Map Maker 4 is software for professionals who need to make maps; people like foresters, estate managers, archaeologists, emergency services, ecologists, and many others. It has been designed so that you do not have to be a “GIS” professional to use it.
Carto courses: Online Mapping for Beginners In this lesson, you will learn how to work with datasets to create interactive map visualizations. You will explore styling your map, adding multiple datasets, and experimenting with different ways to display your data, including animated maps. You’ll learn how to share your new visualizations with friends, family, and the world. See also: Intermediate map design
One of the (many) challenges in responding to situations of displacement is that of information: knowing what and who is where, identifying resources and needs, and allocating resources. Coordination can be as simple as a 3W (who, what where), or be a complex or interactive tool. There is far, far more that can be said about coordination than can be summarized here. Instead, let’s look at some of the interesting initiatives that have combined maps and technology to map or profile the human geography of displacement.

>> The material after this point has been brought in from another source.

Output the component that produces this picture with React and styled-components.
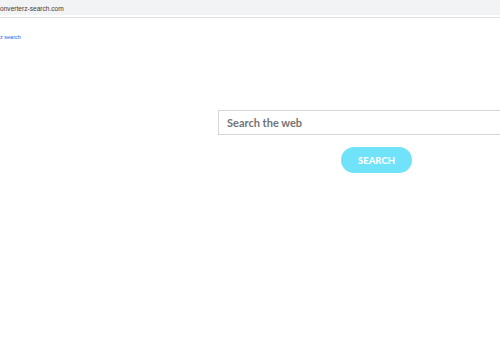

Some interesting story maps and discussions on mapping refugees:
Musings on Maps: Refugee Traffic Scars the Globe’s Surface: “What sort of stories does this simplified map simply omit? The stories of those journeys are interrupted by death, while they are far smaller, of course remain absent: the perilous trajectories of individuals fleeing Syria, Iraq, Africa, Indonesia, Afghanistan and Pakistan however risk not only their lives, but increasingly their legal status as they undertake huge geographic migrations in search of new homes elsewhere, traveling by boat, on foot, or along paths promised by human traffickers. The sleek image, despite its attempted accuracy, shows the intensity of itineraries as embossed on the map as if to disfigure the notion of global unity that runs against the very narrative of global unity implicit in a iconic equidistant azimuthal projection centered on the North Pole which emphasized global harmony as World War II was tried to be forgotten, which as the official flag adopted by the United Nations adopted in October, 1947 promoted an image of global unity:”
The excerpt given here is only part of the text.